• Exercise requirements:
Pictures aside, quote the whole listing exactly.

• Data excerpt:

++++++++++++++++++++

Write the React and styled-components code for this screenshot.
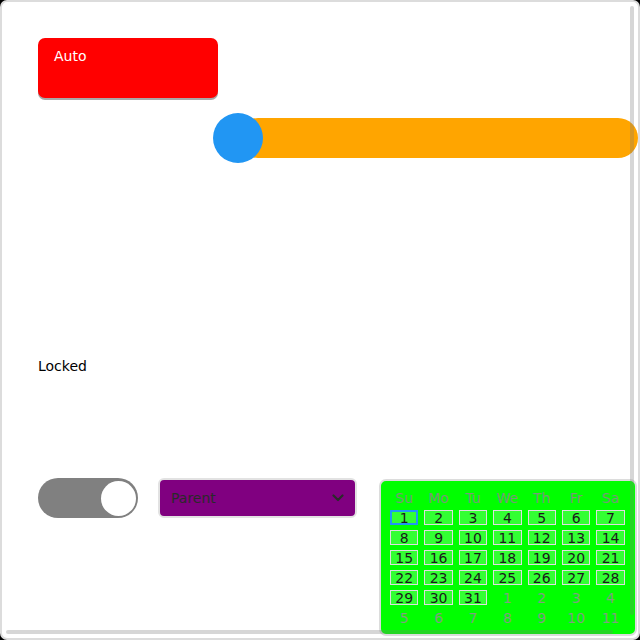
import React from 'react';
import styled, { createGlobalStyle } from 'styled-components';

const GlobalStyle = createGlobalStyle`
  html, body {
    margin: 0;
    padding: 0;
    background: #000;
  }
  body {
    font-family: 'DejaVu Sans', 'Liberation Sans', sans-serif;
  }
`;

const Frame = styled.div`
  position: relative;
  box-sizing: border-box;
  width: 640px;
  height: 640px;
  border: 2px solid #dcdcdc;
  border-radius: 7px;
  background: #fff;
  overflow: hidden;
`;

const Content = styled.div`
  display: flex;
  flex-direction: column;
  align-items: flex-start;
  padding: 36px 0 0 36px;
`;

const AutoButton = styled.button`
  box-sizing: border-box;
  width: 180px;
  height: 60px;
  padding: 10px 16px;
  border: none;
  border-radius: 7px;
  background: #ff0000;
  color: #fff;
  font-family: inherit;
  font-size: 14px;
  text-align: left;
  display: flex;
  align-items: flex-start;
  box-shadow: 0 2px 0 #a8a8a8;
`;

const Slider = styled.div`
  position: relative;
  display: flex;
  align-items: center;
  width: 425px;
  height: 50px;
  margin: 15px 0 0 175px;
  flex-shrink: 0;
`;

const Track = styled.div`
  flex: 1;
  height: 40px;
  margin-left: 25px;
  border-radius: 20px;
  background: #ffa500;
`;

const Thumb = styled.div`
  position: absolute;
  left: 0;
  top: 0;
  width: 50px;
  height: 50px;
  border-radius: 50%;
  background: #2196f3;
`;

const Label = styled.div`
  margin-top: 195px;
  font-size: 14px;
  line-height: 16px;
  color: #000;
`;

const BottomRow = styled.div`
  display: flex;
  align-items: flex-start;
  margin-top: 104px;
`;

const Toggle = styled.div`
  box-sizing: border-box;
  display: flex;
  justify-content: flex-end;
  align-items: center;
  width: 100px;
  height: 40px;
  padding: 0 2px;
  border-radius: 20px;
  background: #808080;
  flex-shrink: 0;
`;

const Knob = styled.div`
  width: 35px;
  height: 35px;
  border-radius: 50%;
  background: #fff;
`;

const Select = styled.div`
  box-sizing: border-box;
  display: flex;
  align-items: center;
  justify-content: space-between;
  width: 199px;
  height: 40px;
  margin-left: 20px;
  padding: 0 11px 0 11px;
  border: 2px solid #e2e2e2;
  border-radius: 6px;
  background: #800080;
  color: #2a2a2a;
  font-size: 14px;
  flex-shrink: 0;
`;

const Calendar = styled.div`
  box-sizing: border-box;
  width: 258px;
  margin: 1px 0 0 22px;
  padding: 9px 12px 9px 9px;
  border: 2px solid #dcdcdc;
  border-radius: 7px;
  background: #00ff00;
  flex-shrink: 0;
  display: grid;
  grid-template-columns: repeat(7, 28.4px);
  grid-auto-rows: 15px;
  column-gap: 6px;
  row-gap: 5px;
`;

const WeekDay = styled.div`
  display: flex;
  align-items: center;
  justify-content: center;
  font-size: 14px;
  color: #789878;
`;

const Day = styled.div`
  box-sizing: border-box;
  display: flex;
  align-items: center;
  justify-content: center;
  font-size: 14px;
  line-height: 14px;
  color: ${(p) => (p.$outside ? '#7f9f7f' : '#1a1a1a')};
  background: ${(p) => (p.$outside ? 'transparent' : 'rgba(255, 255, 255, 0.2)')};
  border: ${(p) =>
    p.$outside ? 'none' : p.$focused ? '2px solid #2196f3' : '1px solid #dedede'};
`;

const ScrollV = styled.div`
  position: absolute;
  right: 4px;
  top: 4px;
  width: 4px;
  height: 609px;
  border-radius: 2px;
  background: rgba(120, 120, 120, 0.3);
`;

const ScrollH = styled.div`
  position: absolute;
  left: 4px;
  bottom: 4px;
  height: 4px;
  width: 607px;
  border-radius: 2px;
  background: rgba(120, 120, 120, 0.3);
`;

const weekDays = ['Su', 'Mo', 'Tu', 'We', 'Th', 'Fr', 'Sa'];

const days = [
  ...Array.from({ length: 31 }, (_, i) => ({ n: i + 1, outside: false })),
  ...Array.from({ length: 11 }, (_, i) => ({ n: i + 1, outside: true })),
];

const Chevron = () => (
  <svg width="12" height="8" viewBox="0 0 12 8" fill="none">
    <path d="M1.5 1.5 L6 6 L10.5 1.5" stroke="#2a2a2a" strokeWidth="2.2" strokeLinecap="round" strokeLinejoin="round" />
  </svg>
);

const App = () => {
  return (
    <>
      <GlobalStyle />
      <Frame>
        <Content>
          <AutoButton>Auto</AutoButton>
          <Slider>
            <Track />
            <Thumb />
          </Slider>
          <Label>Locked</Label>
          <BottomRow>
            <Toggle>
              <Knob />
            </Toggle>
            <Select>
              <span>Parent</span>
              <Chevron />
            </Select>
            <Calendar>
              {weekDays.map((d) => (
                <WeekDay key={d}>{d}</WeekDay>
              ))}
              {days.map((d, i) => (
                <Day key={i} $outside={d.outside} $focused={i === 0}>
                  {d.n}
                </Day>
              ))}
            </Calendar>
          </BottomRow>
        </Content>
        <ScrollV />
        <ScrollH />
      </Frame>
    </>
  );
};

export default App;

++++++++++++++++++++

• Written answer:
Write the React and styled-components code for this screenshot.
import React from 'react';
import styled, { createGlobalStyle } from 'styled-components';

const GlobalStyle = createGlobalStyle`
  html, body {
    margin: 0;
    padding: 0;
    background: #000;
  }
  body {
    font-family: 'DejaVu Sans', 'Liberation Sans', sans-serif;
  }
`;

const Frame = styled.div`
  position: relative;
  box-sizing: border-box;
  width: 640px;
  height: 640px;
  border: 2px solid #dcdcdc;
  border-radius: 7px;
  background: #fff;
  overflow: hidden;
`;

const Content = styled.div`
  display: flex;
  flex-direction: column;
  align-items: flex-start;
  padding: 36px 0 0 36px;
`;

const AutoButton = styled.button`
  box-sizing: border-box;
  width: 180px;
  height: 60px;
  padding: 10px 16px;
  border: none;
  border-radius: 7px;
  background: #ff0000;
  color: #fff;
  font-family: inherit;
  font-size: 14px;
  text-align: left;
  display: flex;
  align-items: flex-start;
  box-shadow: 0 2px 0 #a8a8a8;
`;

const Slider = styled.div`
  position: relative;
  display: flex;
  align-items: center;
  width: 425px;
  height: 50px;
  margin: 15px 0 0 175px;
  flex-shrink: 0;
`;

const Track = styled.div`
  flex: 1;
  height: 40px;
  margin-left: 25px;
  border-radius: 20px;
  background: #ffa500;
`;

const Thumb = styled.div`
  position: absolute;
  left: 0;
  top: 0;
  width: 50px;
  height: 50px;
  border-radius: 50%;
  background: #2196f3;
`;

const Label = styled.div`
  margin-top: 195px;
  font-size: 14px;
  line-height: 16px;
  color: #000;
`;

const BottomRow = styled.div`
  display: flex;
  align-items: flex-start;
  margin-top: 104px;
`;

const Toggle = styled.div`
  box-sizing: border-box;
  display: flex;
  justify-content: flex-end;
  align-items: center;
  width: 100px;
  height: 40px;
  padding: 0 2px;
  border-radius: 20px;
  background: #808080;
  flex-shrink: 0;
`;

const Knob = styled.div`
  width: 35px;
  height: 35px;
  border-radius: 50%;
  background: #fff;
`;

const Select = styled.div`
  box-sizing: border-box;
  display: flex;
  align-items: center;
  justify-content: space-between;
  width: 199px;
  height: 40px;
  margin-left: 20px;
  padding: 0 11px 0 11px;
  border: 2px solid #e2e2e2;
  border-radius: 6px;
  background: #800080;
  color: #2a2a2a;
  font-size: 14px;
  flex-shrink: 0;
`;

const Calendar = styled.div`
  box-sizing: border-box;
  width: 258px;
  margin: 1px 0 0 22px;
  padding: 9px 12px 9px 9px;
  border: 2px solid #dcdcdc;
  border-radius: 7px;
  background: #00ff00;
  flex-shrink: 0;
  display: grid;
  grid-template-columns: repeat(7, 28.4px);
  grid-auto-rows: 15px;
  column-gap: 6px;
  row-gap: 5px;
`;

const WeekDay = styled.div`
  display: flex;
  align-items: center;
  justify-content: center;
  font-size: 14px;
  color: #789878;
`;

const Day = styled.div`
  box-sizing: border-box;
  display: flex;
  align-items: center;
  justify-content: center;
  font-size: 14px;
  line-height: 14px;
  color: ${(p) => (p.$outside ? '#7f9f7f' : '#1a1a1a')};
  background: ${(p) => (p.$outside ? 'transparent' : 'rgba(255, 255, 255, 0.2)')};
  border: ${(p) =>
    p.$outside ? 'none' : p.$focused ? '2px solid #2196f3' : '1px solid #dedede'};
`;

const ScrollV = styled.div`
  position: absolute;
  right: 4px;
  top: 4px;
  width: 4px;
  height: 609px;
  border-radius: 2px;
  background: rgba(120, 120, 120, 0.3);
`;

const ScrollH = styled.div`
  position: absolute;
  left: 4px;
  bottom: 4px;
  height: 4px;
  width: 607px;
  border-radius: 2px;
  background: rgba(120, 120, 120, 0.3);
`;

const weekDays = ['Su', 'Mo', 'Tu', 'We', 'Th', 'Fr', 'Sa'];

const days = [
  ...Array.from({ length: 31 }, (_, i) => ({ n: i + 1, outside: false })),
  ...Array.from({ length: 11 }, (_, i) => ({ n: i + 1, outside: true })),
];

const Chevron = () => (
  <svg width="12" height="8" viewBox="0 0 12 8" fill="none">
    <path d="M1.5 1.5 L6 6 L10.5 1.5" stroke="#2a2a2a" strokeWidth="2.2" strokeLinecap="round" strokeLinejoin="round" />
  </svg>
);

const App = () => {
  return (
    <>
      <GlobalStyle />
      <Frame>
        <Content>
          <AutoButton>Auto</AutoButton>
          <Slider>
            <Track />
            <Thumb />
          </Slider>
          <Label>Locked</Label>
          <BottomRow>
            <Toggle>
              <Knob />
            </Toggle>
            <Select>
              <span>Parent</span>
              <Chevron />
            </Select>
            <Calendar>
              {weekDays.map((d) => (
                <WeekDay key={d}>{d}</WeekDay>
              ))}
              {days.map((d, i) => (
                <Day key={i} $outside={d.outside} $focused={i === 0}>
                  {d.n}
                </Day>
              ))}
            </Calendar>
          </BottomRow>
        </Content>
        <ScrollV />
        <ScrollH />
      </Frame>
    </>
  );
};

export default App;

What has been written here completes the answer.